Le 25 novembre 1976, The Band, le célèbre groupe ayant accompagné Bob Dylan durant une partie de sa carrière, fait ses adieux, sur la scène du Winterland Ballroom de San Francisco. Mais, plus qu’un simple concert, la soirée a été voulue par Bill Graham comme un événement, avec des apparitions de musiciens aussi importants et célèbres que Dylan, Neil Young, Joni Mitchell, Eric Clapton, Van Morrison, Dr. John, Muddy Waters et bien d’autres. Et surtout, Graham, désireux d’immortaliser le tout, a fait en sorte de « recruter » Martin Scorsese (dont on connaît la passion pour le Rock) pour filmer la soirée. Convaincu de se lancer dans l’aventure par Robbie Robertson, le frontman du Band, et – d’après la légende – par l’opportunité de filmer Van Morrison, Scorsese va réaliser à partir de l’enregistrement de la soirée, qui aura été mise en scène et soigneusement préparée à cet effet, un film qui sera considéré un temps comme un chef d’œuvre absolu du genre. Assez abusivement, mais on y reviendra…
Musicalement, The Last Waltz – un titre donné par The Band et sensé évoquer la nostalgie inhérente au « dernier tour de piste » d’un groupe fatigué par des années de tournées et décidant de jeter l’éponge – reprend une grande partie du concert, mais en excluant les jams auxquelles se sont également livrés les musiciens : il s’ouvre sur le dernier morceau joué par The Band, une reprise de Marvin Gaye, et revient sur le set en mode flashback, au milieu duquel Scorsese insère des interviews des musiciens. Filmé en 35 mm, ce qui était évidemment exceptionnel, et bénéficiant de prises de vue de multiples caméras, de décors et d’éclairages conçus spécialement pour le film, The Last Waltz a été imaginé comme l’immortalisation d’un moment « a priori décidé » comme historique, la « célébration » d’un genre musical, le Rock des 60’s et 70’s qui vivait d’une certaine manière ses dernières grandes années. Car n’oublions pas qu’au même moment, sur la Côte Est des USA et en Grande-Bretagne, est en train de naître un nouveau genre musical, le punk rock, qui va démoder terriblement pas mal des « valeurs » prônées ici par des rock stars richissimes mais pas loin du bout du rouleau. On ne peut s’empêcher de penser a posteriori que Scorsese aurait été plus en phase avec l’esprit de son propre cinéma en filmant Patti Smith, les Ramones, ou même Bruce Springsteen qui était en train de renouveler brillamment l’esprit dylanien.

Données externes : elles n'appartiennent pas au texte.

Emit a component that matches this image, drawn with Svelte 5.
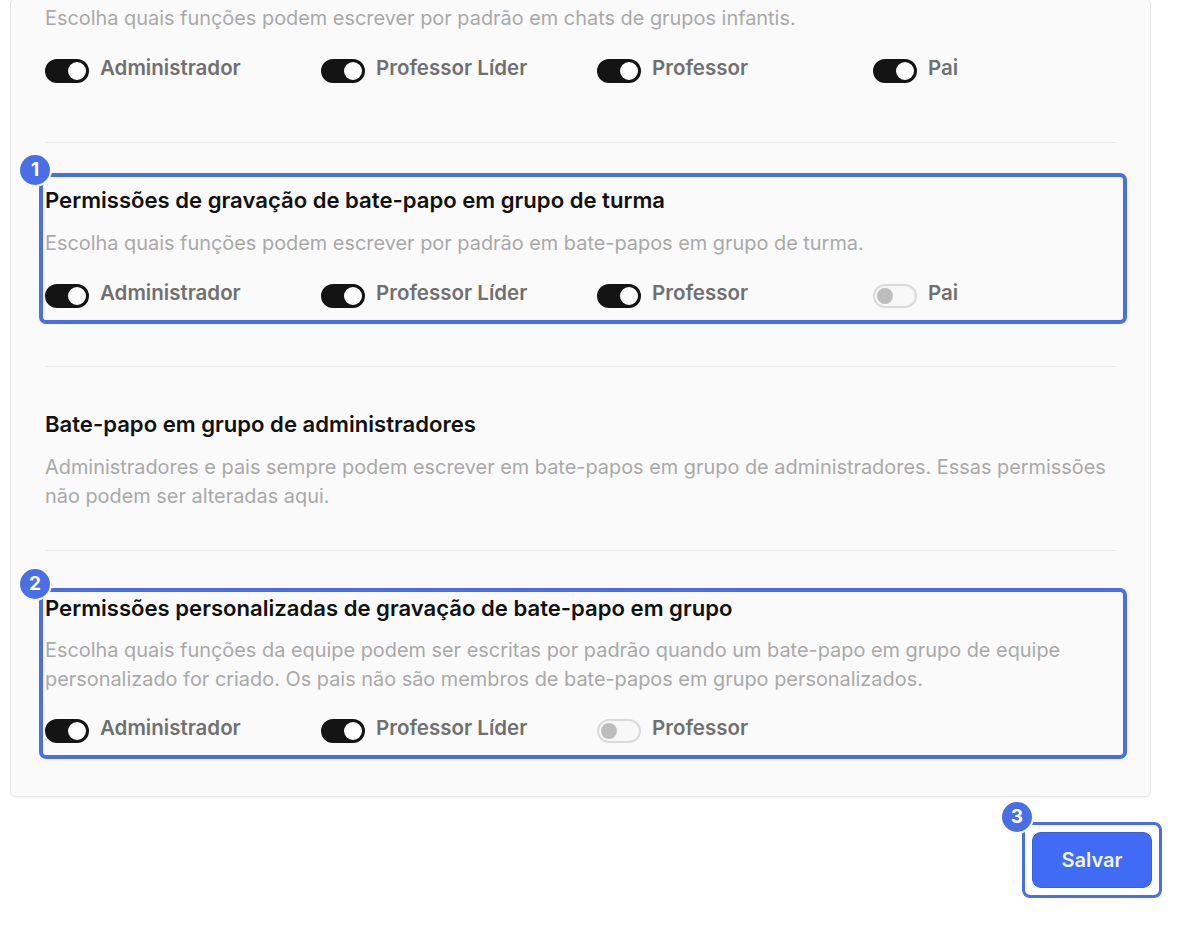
<script>
  const sections = [
    {
      desc: ['Escolha quais funções podem escrever por padrão em chats de grupos infantis.'],
      toggles: [['Administrador', true], ['Professor Líder', true], ['Professor', true], ['Pai', true]]
    },
    {
      mark: 1,
      title: 'Permissões de gravação de bate-papo em grupo de turma',
      desc: ['Escolha quais funções podem escrever por padrão em bate-papos em grupo de turma.'],
      toggles: [['Administrador', true], ['Professor Líder', true], ['Professor', true], ['Pai', false]]
    },
    {
      title: 'Bate-papo em grupo de administradores',
      desc: [
        'Administradores e pais sempre podem escrever em bate-papos em grupo de administradores. Essas permissões',
        'não podem ser alteradas aqui.'
      ],
      toggles: []
    },
    {
      mark: 2,
      title: 'Permissões personalizadas de gravação de bate-papo em grupo',
      desc: [
        'Escolha quais funções da equipe podem ser escritas por padrão quando um bate-papo em grupo de equipe',
        'personalizado for criado. Os pais não são membros de bate-papos em grupo personalizados.'
      ],
      toggles: [['Administrador', true], ['Professor Líder', true], ['Professor', false]]
    }
  ];
</script>

<div class="page">
  <div class="card">
    {#each sections as section}
      <section class="section">
        <div class="block" class:marked={section.mark}>
          {#if section.mark}
            <div class="outline"></div>
            <div class="badge">{section.mark}</div>
          {/if}
          {#if section.title}
            <h3>{section.title}</h3>
          {/if}
          <p>
            {#each section.desc as line}
              <span>{line}</span>
            {/each}
          </p>
          {#if section.toggles.length}
            <div class="toggles">
              {#each section.toggles as [label, on]}
                <div class="toggle-item">
                  <span class="switch" class:on></span>
                  <span class="label">{label}</span>
                </div>
              {/each}
            </div>
          {/if}
        </div>
      </section>
    {/each}
  </div>

  <div class="actions">
    <div class="save-wrap">
      <div class="outline"></div>
      <div class="badge">3</div>
      <button type="button">Salvar</button>
    </div>
  </div>
</div>

<style>
  :global(body) {
    background: #fff;
    font-family: Inter, 'Liberation Sans', sans-serif;
  }

  .page {
    height: 937px;
    overflow: hidden;
    padding: 0 48px 0 10px;
    box-sizing: border-box;
  }

  .card {
    margin: -2px 1px 0 0;
    padding: 5px 34px 38px;
    background: #fafafa;
    border: 1px solid #e6e6e6;
    border-radius: 6px;
    box-shadow: 0 1px 2px rgba(0, 0, 0, 0.04);
  }

  .section {
    border-bottom: 1px solid #e9e9e9;
    padding: 43px 0 58px;
  }

  .section:first-child {
    padding-top: 0;
    padding-bottom: 59px;
  }

  .section:nth-child(3) {
    padding-bottom: 39px;
  }

  .section:last-child {
    border-bottom: 0;
    padding-bottom: 15px;
  }

  .section:last-child h3 {
    margin-bottom: 14px;
  }

  .section:last-child .toggles {
    margin-top: 25px;
  }

  .block {
    position: relative;
  }

  .outline {
    position: absolute;
    inset: -13px -11px -16px -6px;
    border: 4px solid #4a6ee6;
    border-radius: 7px;
    pointer-events: none;
  }

  .section:last-child .outline {
    top: -6px;
  }

  .badge {
    position: absolute;
    left: -25px;
    top: -31px;
    width: 30px;
    height: 30px;
    border-radius: 50%;
    background: #4a6ee6;
    box-shadow: 0 0 0 2px #fafafa;
    color: #fff;
    font-size: 19px;
    font-weight: 700;
    line-height: 30px;
    text-align: center;
  }

  .section:last-child .badge {
    top: -25px;
  }

  h3 {
    margin: 0 0 15px;
    color: #111;
    font-size: 22.1px;
    font-weight: 600;
    line-height: 28px;
  }

  p {
    margin: 0;
    color: #a9a9a9;
    font-size: 19.9px;
    line-height: 29px;
  }

  p span {
    display: block;
    white-space: nowrap;
  }

  .toggles {
    display: grid;
    grid-template-columns: repeat(4, 276px);
    margin-top: 26px;
  }

  .toggle-item {
    display: flex;
    align-items: flex-start;
    gap: 11px;
    height: 24px;
  }

  .switch {
    position: relative;
    width: 44px;
    height: 24px;
    flex-shrink: 0;
    box-sizing: border-box;
    border: 2px solid #dadada;
    border-radius: 12px;
    background: #f8f8f8;
  }

  .switch::after {
    content: '';
    position: absolute;
    left: 2px;
    top: 2px;
    width: 16px;
    height: 16px;
    border-radius: 50%;
    background: #bdbdbd;
  }

  .switch.on {
    border-color: #141414;
    background: #141414;
  }

  .switch.on::after {
    left: auto;
    right: 1px;
    top: 1px;
    width: 18px;
    height: 18px;
    background: #fff;
  }

  .label {
    margin-top: -3px;
    color: #707070;
    font-size: 20.5px;
    font-weight: 600;
    line-height: 24px;
    white-space: nowrap;
  }

  .actions {
    display: flex;
    justify-content: flex-end;
    margin-top: 35px;
  }

  .save-wrap {
    position: relative;
    display: flex;
  }

  .save-wrap .outline {
    inset: -10px;
    border-width: 3px;
    border-radius: 8px;
  }

  .save-wrap .badge {
    left: -30px;
    top: -30px;
    box-shadow: 0 0 0 2px #fff;
  }

  button {
    width: 120px;
    height: 56px;
    border: 1px solid #3a5fd8;
    border-radius: 9px;
    background: #3f6bf5;
    color: #f2f5ff;
    font-family: inherit;
    font-size: 20px;
    font-weight: 600;
  }
</style>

Pour la petite histoire, il est intéressant de noter que le film passa très près d’être tué dans l’œuf du fait du refus de Dylan d’être filmé par Scorsese (Dylan préparait alors la sortie de son propre film, Renaldo and Clara…), et que, du fait d’une situation tendue durant la concert, les passages montrant Dylan (qui auraient dû être les plus saisissants, en toute logique) ont souffert d’être enregistrés un peu « à la sauvette ».
C’est finalement le côté – voulu – de « célébration » qui joue contre le film de Scorsese : parce que, musicalement, il ne se passe rien de véritablement extraordinaire sur scène, qui ne puisse être réduit à la plus ou moins brève apparition de gens célèbres et contents d’être là, il aurait sans doute fallu que Scorsese déploie son talent – alors encore naissant, en dépit du succès énorme de son Taxi Driver – à filmer justement cette artificialité et cette vanité d’une scène US qui s’auto-célébrait sans aucune vergogne, et à la mettre en perspective avec l’usure visible d’un groupe, The Band, alors déchiré par des guerres d’égo (les autres musiciens reprochèrent à Scorsese de ne mettre en valeur que Robbie Robertson…) et par la fatigue. Au lieu de ça, il ne se comporte ici que comme un fan ébloui, un bon ouvrier au service de ses employeurs : The Last Waltz, acclamé à sa sortie, était alors condamné à un oubli rapide. Et d’ailleurs, même du point de vue technique et créativité, il serait très rapidement dépassé, enterré même, par le Stop Making Sense de Jonathan Demme, projet similaire, mais consacré à un groupe novateur (Talking Heads), une musique vivante, et nourri de véritables idées de cinéma.
Ceci ne veut pourtant pas dire que The Last Waltz ne soit pas une étape importante dans la carrière de Scorsese : il s’agit de son accès au documentaire, une forme qui lui permettra plus tard de nous offrir plusieurs réussites majeures. Et également d’apprendre ce « nouveau métier » de filmeur de concerts pour un projet similaire autour des Rolling Stones, son groupe fétiche : Shine A Light, trente années plus tard, s’avérera bien plus convaincant.